— Start —
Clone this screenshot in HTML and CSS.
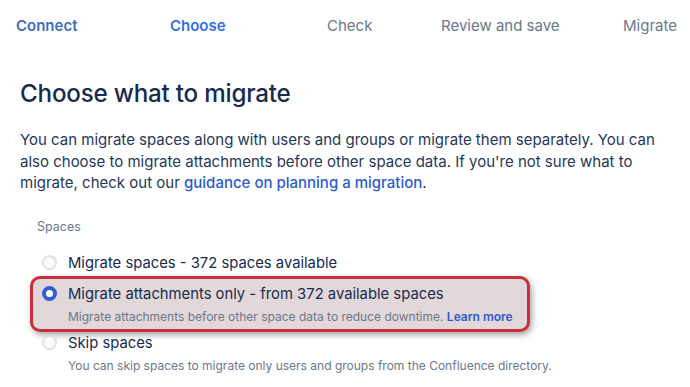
FILE: index.html
```html
<!DOCTYPE html>
<html lang="en">
<head>
  <meta charset="UTF-8" />
  <title>Choose what to migrate</title>
  <link rel="stylesheet" href="styles.css">
</head>
<body>
  <nav class="steps">
    <span class="step done">Connect</span>
    <span class="step current">Choose</span>
    <span class="step">Check</span>
    <span class="step">Review and save</span>
    <span class="step">Migrate</span>
  </nav>

  <main class="content">
    <h1>Choose what to migrate</h1>
    <p class="intro">
      You can migrate spaces along with users and groups or migrate them separately. You can<br>
      also choose to migrate attachments before other space data. If you're not sure what to<br>
      migrate, check out our <a href="#">guidance on planning a migration</a>.
    </p>

    <div class="group">
      <div class="group-label">Spaces</div>

      <label class="option">
        <span class="radio"></span>
        <span class="option-text">Migrate spaces - 372 spaces available</span>
      </label>

      <label class="option highlight">
        <span class="radio checked"></span>
        <span class="option-body">
          <span class="option-text">Migrate attachments only - from 372 available spaces</span>
          <span class="hint">Migrate attachments before other space data to reduce downtime. <a href="#">Learn more</a></span>
        </span>
      </label>

      <label class="option">
        <span class="radio"></span>
        <span class="option-body">
          <span class="option-text">Skip spaces</span>
          <span class="hint">You can skip spaces to migrate only users and groups from the Confluence directory.</span>
        </span>
      </label>
    </div>
  </main>
</body>
</html>
```

FILE: styles.css
```css
* {
  box-sizing: border-box;
  margin: 0;
  padding: 0;
}

body {
  font-family: Inter, "Noto Sans", sans-serif;
  color: #172b4d;
  background: #fff;
  width: 690px;
  height: 387px;
  overflow: hidden;
}

a {
  color: #2d5bd0;
  text-decoration: none;
}

.steps {
  display: flex;
  height: 50px;
  align-items: center;
  padding: 0 0 0 16px;
  font-size: 15px;
  color: #6b778c;
}

.step {
  white-space: nowrap;
}

.step:nth-child(1) { width: 154px; }
.step:nth-child(2) { width: 157px; }
.step:nth-child(3) { width: 114px; }
.step:nth-child(4) { width: 182px; }

.step.done {
  color: #3b6fb6;
  font-weight: 600;
}

.step.current {
  color: #2f6fe3;
  font-weight: 600;
}

.content {
  padding: 28px 20px 0 20px;
}

h1 {
  font-size: 24.2px;
  font-weight: 500;
  letter-spacing: -0.2px;
  line-height: 32px;
  margin-bottom: 19px;
}

.intro {
  font-size: 15px;
  line-height: 21.5px;
  color: #253858;
  white-space: nowrap;
}

.intro a {
  font-weight: 500;
}

.group {
  margin-top: 25px;
}

.group-label {
  font-size: 12.5px;
  color: #6b778c;
  padding-left: 17px;
  margin-bottom: 19px;
}

.option {
  display: flex;
  align-items: flex-start;
  gap: 11px;
  padding-left: 22px;
}

.option + .option {
  margin-top: 3px;
}

.option-body {
  display: flex;
  flex-direction: column;
}

.option-text {
  font-size: 14.8px;
  line-height: 20px;
  color: #172b4d;
  white-space: nowrap;
}

.hint {
  font-size: 12px;
  line-height: 16px;
  color: #6b778c;
  margin-top: 5px;
  white-space: nowrap;
}

.hint a {
  font-weight: 600;
}

.radio {
  width: 15px;
  height: 15px;
  border-radius: 50%;
  border: 2px solid #dfe1e6;
  background: #fafbfc;
  margin-top: 2px;
  flex: none;
}

.radio.checked {
  background: #fff;
  border: 4.5px solid #2f5fd0;
}

.highlight {
  margin-left: 10px;
  padding: 5px 12px 4px 9px;
  background: #e3d8d9;
  border: 3px solid #c82f3a;
  border-radius: 10px;
  box-shadow: 2px 3px 6px rgba(0, 0, 0, 0.35);
  width: 500px;
}

.highlight + .option {
  margin-top: 1px;
}
```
— End —
> [What you will do] Copy all the lines of data exactly as they appear, dropping any images.

> [Solution for this problem]
Clone this screenshot in HTML and CSS.
FILE: index.html
```html
<!DOCTYPE html>
<html lang="en">
<head>
  <meta charset="UTF-8" />
  <title>Choose what to migrate</title>
  <link rel="stylesheet" href="styles.css">
</head>
<body>
  <nav class="steps">
    <span class="step done">Connect</span>
    <span class="step current">Choose</span>
    <span class="step">Check</span>
    <span class="step">Review and save</span>
    <span class="step">Migrate</span>
  </nav>

  <main class="content">
    <h1>Choose what to migrate</h1>
    <p class="intro">
      You can migrate spaces along with users and groups or migrate them separately. You can<br>
      also choose to migrate attachments before other space data. If you're not sure what to<br>
      migrate, check out our <a href="#">guidance on planning a migration</a>.
    </p>

    <div class="group">
      <div class="group-label">Spaces</div>

      <label class="option">
        <span class="radio"></span>
        <span class="option-text">Migrate spaces - 372 spaces available</span>
      </label>

      <label class="option highlight">
        <span class="radio checked"></span>
        <span class="option-body">
          <span class="option-text">Migrate attachments only - from 372 available spaces</span>
          <span class="hint">Migrate attachments before other space data to reduce downtime. <a href="#">Learn more</a></span>
        </span>
      </label>

      <label class="option">
        <span class="radio"></span>
        <span class="option-body">
          <span class="option-text">Skip spaces</span>
          <span class="hint">You can skip spaces to migrate only users and groups from the Confluence directory.</span>
        </span>
      </label>
    </div>
  </main>
</body>
</html>
```

FILE: styles.css
```css
* {
  box-sizing: border-box;
  margin: 0;
  padding: 0;
}

body {
  font-family: Inter, "Noto Sans", sans-serif;
  color: #172b4d;
  background: #fff;
  width: 690px;
  height: 387px;
  overflow: hidden;
}

a {
  color: #2d5bd0;
  text-decoration: none;
}

.steps {
  display: flex;
  height: 50px;
  align-items: center;
  padding: 0 0 0 16px;
  font-size: 15px;
  color: #6b778c;
}

.step {
  white-space: nowrap;
}

.step:nth-child(1) { width: 154px; }
.step:nth-child(2) { width: 157px; }
.step:nth-child(3) { width: 114px; }
.step:nth-child(4) { width: 182px; }

.step.done {
  color: #3b6fb6;
  font-weight: 600;
}

.step.current {
  color: #2f6fe3;
  font-weight: 600;
}

.content {
  padding: 28px 20px 0 20px;
}

h1 {
  font-size: 24.2px;
  font-weight: 500;
  letter-spacing: -0.2px;
  line-height: 32px;
  margin-bottom: 19px;
}

.intro {
  font-size: 15px;
  line-height: 21.5px;
  color: #253858;
  white-space: nowrap;
}

.intro a {
  font-weight: 500;
}

.group {
  margin-top: 25px;
}

.group-label {
  font-size: 12.5px;
  color: #6b778c;
  padding-left: 17px;
  margin-bottom: 19px;
}

.option {
  display: flex;
  align-items: flex-start;
  gap: 11px;
  padding-left: 22px;
}

.option + .option {
  margin-top: 3px;
}

.option-body {
  display: flex;
  flex-direction: column;
}

.option-text {
  font-size: 14.8px;
  line-height: 20px;
  color: #172b4d;
  white-space: nowrap;
}

.hint {
  font-size: 12px;
  line-height: 16px;
  color: #6b778c;
  margin-top: 5px;
  white-space: nowrap;
}

.hint a {
  font-weight: 600;
}

.radio {
  width: 15px;
  height: 15px;
  border-radius: 50%;
  border: 2px solid #dfe1e6;
  background: #fafbfc;
  margin-top: 2px;
  flex: none;
}

.radio.checked {
  background: #fff;
  border: 4.5px solid #2f5fd0;
}

.highlight {
  margin-left: 10px;
  padding: 5px 12px 4px 9px;
  background: #e3d8d9;
  border: 3px solid #c82f3a;
  border-radius: 10px;
  box-shadow: 2px 3px 6px rgba(0, 0, 0, 0.35);
  width: 500px;
}

.highlight + .option {
  margin-top: 1px;
}
```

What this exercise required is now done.